▲GI格上げ初年のフェブラリーS(撮影:下野雄規)
当コラムで扱う機会はなかったが、2022年は日本のダート競馬にとって、大きな転機の到来を告げる年となった。6月20日に「3歳ダート三冠」の24年創設が発表されたのに続き、11月28日には3歳だけでない「全日本的なダート競走の体系整備」についての方向性が公表された。「交流元年」と呼ばれた1995年以降、中央、地方間の人馬の交流が本格化し、特にダート路線にあっては97年に中央・地方交流重賞が「ダートグレード競走」として再編される一方、中央でも同年2月のフェブラリーSがGIに格上げされるなど、節目の年となった。
そこから四半世紀を経て、中央と地方はようやく、ダート路線の強化という共通の目標に向けて動き出したと言える。とは言え、JRAと地方の各施行者では、改革の先の未来像を巡って温度差も見える。今回、打ち出された方針を整理し、現時点で想定される問題点、改革成功の条件を探る。
3歳三冠に映るJRAの意図
そもそも、中央と地方が共同で何かを発表するのは、10年12月に双方の広範な発売協力を打ち出したのが初めてと言って良い。昨年6月の3歳ダート三冠の発表は、東京都内のホテルの広い宴会場で行われ、事前に制作されたPR映像も放映されるなど、発売協力の発表時と比べても派手だった。

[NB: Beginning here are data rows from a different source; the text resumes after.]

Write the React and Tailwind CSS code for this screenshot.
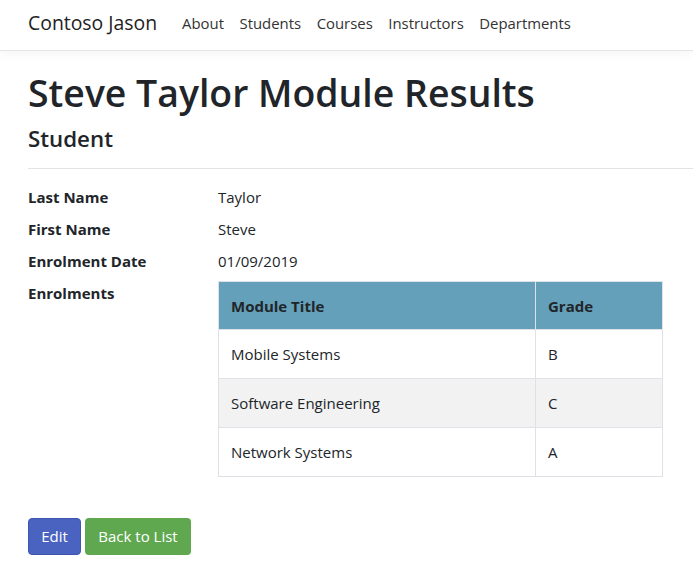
export default function App() {
  const rows = [
    { title: 'Mobile Systems', grade: 'B' },
    { title: 'Software Engineering', grade: 'C' },
    { title: 'Network Systems', grade: 'A' },
  ]
  const font = { fontFamily: '"Open Sans", "Noto Sans", sans-serif' }

  return (
    <div className="min-h-[570px] bg-white text-[#212529]" style={font}>
      <nav className="flex h-[51px] items-center border-b border-[#e5e5e5] px-[28px] pb-[4px] shadow-[0_4px_10px_rgba(0,0,0,0.04)]">
        <span className="mr-[25px] text-[19.4px] text-[#222]">Contoso Jason</span>
        <div className="flex gap-[15.5px] text-[14.9px] text-[#333]">
          <span>About</span>
          <span>Students</span>
          <span>Courses</span>
          <span>Instructors</span>
          <span>Departments</span>
        </div>
      </nav>

      <main className="pl-[28px]">
        <h1 className="mt-[18px] text-[37.4px] font-semibold leading-[48px]">Steve Taylor Module Results</h1>
        <h4 className="mt-[9px] text-[22.3px] font-semibold leading-[26px]">Student</h4>
        <hr className="mt-[16px] border-[#e3e3e3]" />

        <dl className="mt-[12px] grid grid-cols-[190px_1fr] text-[15px] leading-[32px]">
          <dt className="font-bold">Last Name</dt>
          <dd>Taylor</dd>
          <dt className="font-bold">First Name</dt>
          <dd>Steve</dd>
          <dt className="font-bold">Enrolment Date</dt>
          <dd>01/09/2019</dd>
          <dt className="font-bold">Enrolments</dt>
          <dd className="pt-[4px]">
            <table className="w-[445px] border-collapse text-[15px]">
              <thead>
                <tr className="bg-[#64a0b9]">
                  <th className="h-[48px] border border-[#dee2e6] pl-[12px] text-left font-bold">Module Title</th>
                  <th className="w-[127px] border border-[#dee2e6] pl-[12px] text-left font-bold">Grade</th>
                </tr>
              </thead>
              <tbody>
                {rows.map((r, i) => (
                  <tr key={r.title} className={i % 2 === 1 ? 'bg-[#f2f2f2]' : 'bg-white'}>
                    <td className="h-[49px] border border-[#dee2e6] pl-[12px]">{r.title}</td>
                    <td className="border border-[#dee2e6] pl-[12px]">{r.grade}</td>
                  </tr>
                ))}
              </tbody>
            </table>
          </dd>
        </dl>

        <div className="mt-[41px] flex gap-[4px] text-[15px]">
          <button className="h-[37px] w-[53px] rounded-[4px] border border-[#3f56b0] bg-[#4a62c0] text-white">Edit</button>
          <button className="h-[37px] w-[106px] rounded-[4px] bg-[#5fa84f] text-white">Back to List</button>
        </div>
      </main>
    </div>
  )
}
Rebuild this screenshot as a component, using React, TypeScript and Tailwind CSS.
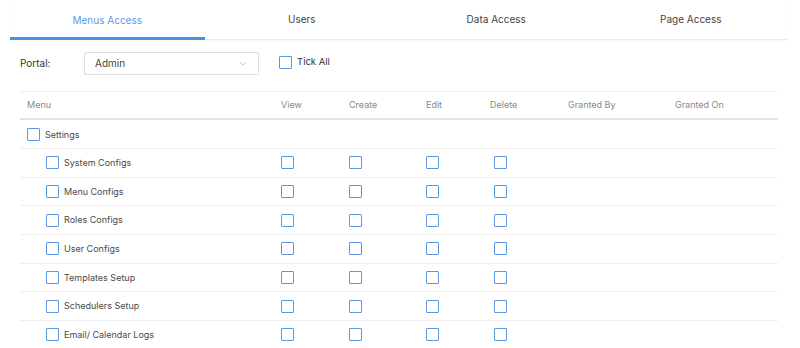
import { ChevronDown } from 'lucide-react';

const tabs = ['Menus Access', 'Users', 'Data Access', 'Page Access'];

const items = [
  'System Configs',
  'Menu Configs',
  'Roles Configs',
  'User Configs',
  'Templates Setup',
  'Schedulers Setup',
  'Email/ Calendar Logs',
];

const cols = 'grid grid-cols-[261px_68px_77px_64px_78px_107px_1fr] items-center';

function Box() {
  return <span className="block w-[13px] h-[13px] border-[1.5px] border-[#5b97e3] rounded-[1px] bg-white shrink-0" />;
}

export default function App() {
  return (
    <div className="w-[800px] h-[348px] overflow-hidden bg-white text-[#4a4a4a] font-['Inter','Noto_Sans',sans-serif]">
      <div className="mx-[10px] w-[778px]">
        {/* tabs */}
        <div className="grid grid-cols-4 h-[40px] border-b border-[#ececec] shadow-[0_1px_2px_rgba(0,0,0,0.04)]">
          {tabs.map((t, i) => (
            <div
              key={t}
              className={
                'flex items-center justify-center text-[10px] ' +
                (i === 0 ? 'text-[#5b9be6] border-b-[3px] border-[#4a90e2] pt-[3px] -mb-px' : 'text-[#444]')
              }
            >
              {t}
            </div>
          ))}
        </div>

        {/* portal row */}
        <div className="flex items-center pl-[10px] mt-[12px] h-[23px]">
          <span className="w-[64px] text-[10px] text-[#333]">Portal:</span>
          <div className="w-[175px] h-[23px] border border-[#ddd] rounded-[2px] flex items-center justify-between pl-[10px] pr-[10px] text-[10px] text-[#444]">
            <span>Admin</span>
            <ChevronDown className="w-[10px] h-[10px] text-[#999]" strokeWidth={1.5} />
          </div>
          <div className="flex items-center ml-[20px] -mt-[3px] gap-[5px] text-[9.5px] text-[#333]">
            <Box />
            <span>Tick All</span>
          </div>
        </div>

        {/* table */}
        <div className="mx-[10px] mt-[16px] border-t border-[#eee]">
          <div className={cols + ' h-[28px] border-b-2 border-[#e2e2e2] text-[9px] text-[#888]'}>
            <span className="pl-[7px]">Menu</span>
            <span>View</span>
            <span>Create</span>
            <span>Edit</span>
            <span>Delete</span>
            <span>Granted By</span>
            <span>Granted On</span>
          </div>
          <div className={cols + ' h-[29px] border-b border-[#eee] text-[9px]'}>
            <div className="flex items-center gap-[5px] pl-[7px] pt-[1px]">
              <Box />
              <span>Settings</span>
            </div>
          </div>
          {items.map(name => (
            <div key={name} className={cols + ' h-[28.67px] border-b border-[#eee] text-[9px]'}>
              <div className="flex items-center gap-[5px] pl-[26px]">
                <Box />
                <span>{name}</span>
              </div>
              <Box />
              <Box />
              <Box />
              <div className="pl-[4px]"><Box /></div>
              <span />
              <span />
            </div>
          ))}
        </div>
      </div>
    </div>
  );
}
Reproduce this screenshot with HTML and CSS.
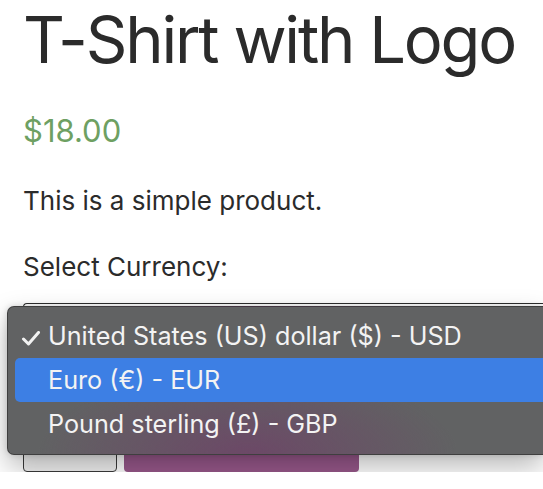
FILE: index.html
```html
<!DOCTYPE html>
<html lang="en">
<head>
<meta charset="utf-8">
<title>T-Shirt with Logo</title>
<link rel="stylesheet" href="styles.css">
</head>
<body>
<main class="product">
  <h1 class="title">T-Shirt with Logo</h1>
  <p class="price">$18.00</p>
  <p class="desc">This is a simple product.</p>
  <div class="currency">
    <label class="label">Select Currency:</label>
    <div class="select"></div>
    <ul class="menu">
      <li class="opt"><svg class="check" width="20" height="15" viewBox="0 0 20 15"><path d="M2.5 8 L7.5 13 L17.5 1.5" fill="none" stroke="#f2f2f2" stroke-width="3" stroke-linecap="round" stroke-linejoin="round"/></svg>United States (US) dollar ($) - USD</li>
      <li class="opt active">Euro (€) - EUR</li>
      <li class="opt">Pound sterling (£) - GBP</li>
    </ul>
  </div>
  <div class="cart">
    <div class="qty"></div>
    <button class="add"></button>
  </div>
</main>
</body>
</html>
```

FILE: styles.css
```css
html, body {
  margin: 0;
  padding: 0;
  background: #ffffff;
}
body {
  font-family: Inter, "Liberation Sans", Arial, sans-serif;
  color: #2b2b2b;
}
.product {
  padding: 0 0 0 23px;
  display: flex;
  flex-direction: column;
}
.title {
  margin: 0;
  font-size: 65px;
  line-height: 79px;
  font-weight: 400;
  letter-spacing: -2.2px;
}
.price {
  margin: 32px 0 0;
  font-size: 31px;
  line-height: 40px;
  color: #6ea062;
}
.desc {
  margin: 34px 0 0;
  font-size: 26px;
  line-height: 32px;
}
.currency {
  position: relative;
  margin-top: 34px;
  display: flex;
  flex-direction: column;
}
.label {
  font-size: 26px;
  line-height: 32px;
}
.select {
  margin-top: 20px;
  height: 40px;
  border: 1px solid #2e2e2e;
  border-right: none;
  border-radius: 4px 0 0 4px;
}
.menu {
  position: absolute;
  left: -16px;
  top: 55px;
  right: 0;
  margin: 0;
  padding: 7px 0 8px;
  list-style: none;
  border-radius: 7px 0 0 7px;
  border: 1px solid rgba(40, 40, 40, 0.6);
  border-right: none;
  background:
    radial-gradient(ellipse 210px 85px at 240px 100%, rgba(112, 62, 104, 0.72), rgba(112, 62, 104, 0) 100%),
    #616263;
  box-shadow: 0 12px 28px rgba(0, 0, 0, 0.28), 0 0 6px rgba(0, 0, 0, 0.15);
  z-index: 2;
}
.opt {
  position: relative;
  height: 44px;
  line-height: 44px;
  padding-left: 40px;
  font-size: 25.2px;
  color: #f3f3f3;
  white-space: nowrap;
}
.opt.active {
  background: #3d7fe4;
  margin-left: 7px;
  padding-left: 33px;
  border-radius: 5px 0 0 5px;
}
.check {
  position: absolute;
  left: 13px;
  top: 17px;
}
.cart {
  margin-top: 85px;
  display: flex;
  gap: 7px;
}
.qty {
  width: 92px;
  height: 40px;
  border: 1px solid #3a3a3a;
  border-radius: 4px;
  background: #f2f2f2;
}
.add {
  width: 235px;
  height: 42px;
  border: none;
  border-radius: 4px;
  background: #98588b;
}
```
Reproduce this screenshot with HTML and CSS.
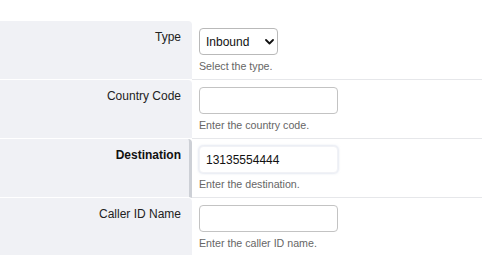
FILE: index.html
```html
<!DOCTYPE html>
<html>
<head>
<meta charset="utf-8">
<link rel="stylesheet" href="styles.css">
</head>
<body>
<div class="form">
  <div class="row">
    <div class="label">Type</div>
    <div class="field">
      <div class="select-wrap">
        <select class="select"><option>Inbound</option></select>
        <svg class="chev" width="9" height="6" viewBox="0 0 9 6"><path d="M1 1 L4.5 4.5 L8 1" fill="none" stroke="#111" stroke-width="1.8" stroke-linecap="round" stroke-linejoin="round"/></svg>
      </div>
      <div class="desc">Select the type.</div>
    </div>
  </div>
  <div class="row">
    <div class="label">Country Code</div>
    <div class="field">
      <input class="input" type="text" value="">
      <div class="desc">Enter the country code.</div>
    </div>
  </div>
  <div class="row">
    <div class="label label-active">Destination</div>
    <div class="field">
      <input class="input input-focus" type="text" value="13135554444">
      <div class="desc">Enter the destination.</div>
    </div>
  </div>
  <div class="row">
    <div class="label">Caller ID Name</div>
    <div class="field">
      <input class="input" type="text" value="">
      <div class="desc">Enter the caller ID name.</div>
    </div>
  </div>
</div>
</body>
</html>
```
FILE: styles.css
```css
html, body {
  margin: 0;
  padding: 0;
  background: #fff;
  font-family: "Liberation Sans", Arial, sans-serif;
}
.form {
  padding-top: 21px;
}
.row {
  display: grid;
  grid-template-columns: 192px 1fr;
  height: 59px;
}
.label {
  box-sizing: border-box;
  background: #f0f1f5;
  border-top-right-radius: 4px;
  border-bottom: 1px solid #fff;
  text-align: right;
  padding: 9px 11px 0 0;
  font-size: 12px;
  line-height: 14px;
  color: #222;
}
.label-active {
  font-weight: bold;
  color: #111;
  border-right: 3px solid #cdd0d6;
  padding-right: 8px;
}
.field {
  box-sizing: border-box;
  border-bottom: 1px solid #e6e7ea;
  padding: 7px 0 0 7px;
}
.select-wrap {
  position: relative;
  width: 79px;
  height: 27px;
}
.select {
  -webkit-appearance: none;
  appearance: none;
  box-sizing: border-box;
  width: 79px;
  height: 27px;
  margin: 0;
  border: 1px solid #b9b9b9;
  border-radius: 4px;
  background: #fff;
  padding: 0 0 0 6px;
  font-family: "Liberation Sans", Arial, sans-serif;
  font-size: 12px;
  color: #111;
  outline: none;
}
.chev {
  position: absolute;
  left: 66px;
  top: 11px;
  pointer-events: none;
}
.input {
  display: block;
  box-sizing: border-box;
  width: 139px;
  height: 27px;
  margin: 0;
  border: 1px solid #c3c3c3;
  border-radius: 4px;
  background: #fff;
  padding: 0 6px;
  font-family: "Liberation Sans", Arial, sans-serif;
  font-size: 12px;
  color: #111;
  outline: none;
}
.input-focus {
  border-color: #f1f2f6;
  box-shadow: 0 0 2px 1px rgba(210, 216, 232, 0.55);
}
.desc {
  margin-top: 5px;
  font-size: 10.67px;
  line-height: 12px;
  color: #666;
}
```
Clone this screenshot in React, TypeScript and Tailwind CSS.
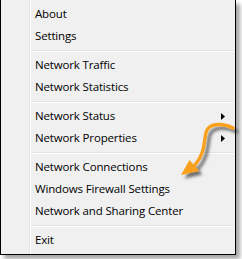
import React from "react";

type Entry = { label?: string; sub?: boolean; sep?: boolean };

const entries: Entry[] = [
  { label: "About" },
  { label: "Settings" },
  { sep: true },
  { label: "Network Traffic" },
  { label: "Network Statistics" },
  { sep: true },
  { label: "Network Status", sub: true },
  { label: "Network Properties", sub: true },
  { sep: true },
  { label: "Network Connections" },
  { label: "Windows Firewall Settings" },
  { label: "Network and Sharing Center" },
  { sep: true },
  { label: "Exit" },
];

function SubArrow() {
  return (
    <svg width="4" height="7" viewBox="0 0 4 7" className="block">
      <polygon points="0,0 4,3.5 0,7" fill="#000" />
    </svg>
  );
}

export default function App() {
  return (
    <div className="relative w-[242px] h-[259px] bg-white overflow-hidden">
      <div
        className="flex w-[236px] h-[255px] bg-[#f0f0f0] border-l border-r border-b border-black shadow-[4px_4px_4px_rgba(0,0,0,0.35)]"
        style={{ fontFamily: '"Open Sans", "Noto Sans", sans-serif' }}
      >
        <div className="w-[28px] shrink-0" />
        <div className="w-px shrink-0 bg-[#e2e3e3]" />
        <div className="w-px shrink-0 bg-white" />
        <div className="flex-1 flex flex-col pt-[3px] pb-[3px]">
          {entries.map((e, i) =>
            e.sep ? (
              <div key={i} className="h-[7px] pt-[3px] mr-px">
                <div className="h-px bg-[#e2e3e3]" />
                <div className="h-px bg-white" />
              </div>
            ) : (
              <div
                key={i}
                className="h-[22px] flex items-center justify-between pl-[4px] pr-[10px] text-[11.5px] tracking-[-0.15px] text-black leading-none"
              >
                <span>{e.label}</span>
                {e.sub && <SubArrow />}
              </div>
            )
          )}
        </div>
      </div>
      <svg
        className="absolute left-0 top-0 pointer-events-none"
        width="242"
        height="259"
        viewBox="0 0 242 259"
      >
        <defs>
          <filter id="sh" x="-50%" y="-50%" width="200%" height="200%">
            <feDropShadow dx="3.5" dy="3.5" stdDeviation="1.6" floodColor="#000" floodOpacity="0.55" />
          </filter>
        </defs>
        <g filter="url(#sh)">
          <path
            d="M 233 128 C 223 123, 211 123, 207 130 C 203 138, 207 151, 195 165"
            fill="none"
            stroke="#f9a01b"
            strokeWidth="3.4"
            strokeLinecap="round"
          />
          <polygon points="181,175 189.5,160 199,171" fill="#f9a01b" />
        </g>
      </svg>
    </div>
  );
}
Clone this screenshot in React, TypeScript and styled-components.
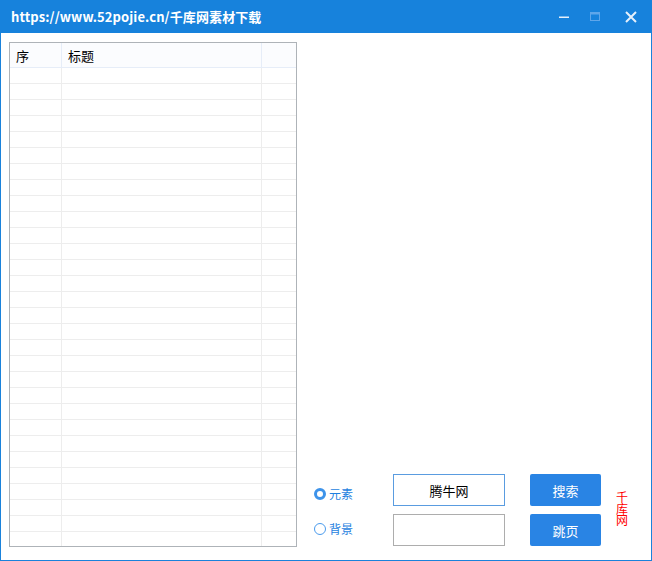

▲ダート三冠発表時の記者会見(c)netkeiba.com
ダート三冠の舞台は3戦とも大井で、現在は地方馬限定の羽田盃と東京ダービーを中央馬にも開放し、7月に施行されているジャパンダートダービー(JDD)は10月に移設して「ジャパンダートクラシック(以下JDC)」に改称。競走距離は3戦とも現在と同じで羽田盃が1800m、残る2つが2000m。1着賞金額は羽田盃5000万円、東京ダービー1億円、JDC7000万円で、三冠達成時には8000万円のボーナスが設定され、合計で3億円となる。また、同じ席上で2、3歳ダート短距離路線の整備についても発表された。2歳段階から3歳春にかけて、各地に重賞級認定競走(ネクストスター)を設定し、頂点として兵庫チャンピオンシップ(園田・JpnII)の距離を、現在の1870mから1400mに短縮して配置する。
2つのうち、短距離の側は兵庫チャンピオンシップを除いて地方馬のみが出走できる設定となった。そこに、6月時点で未定とされていた3歳ダート三冠の設計が11月に発表されたことで、今回の改革の狙いがある程度、明確化した。端的に言えば、「ダート適性馬は地方に入って(入れて)下さい」というメッセージである。羽田盃の前哨戦として設定された雲取賞(2月中旬、大井・1800m)、京浜盃(3月中旬、同・1700m)の中央出走枠は各3頭。優先出走権は上位2頭とされ、羽田盃の中央馬は最大でも4頭止まりだ。
一方、東京ダービーも優先権は羽田盃上位3頭に加え、中央のユニコーンSの上位1頭(2着以内)に与えられ、やはり中央馬は最大4頭となった。JDCは中央枠が7頭に拡大されるが、羽田盃、東京ダービーの出走枠の設定からは、少なくとも当初は地方に入厩する方が狙いやすい設定には見える。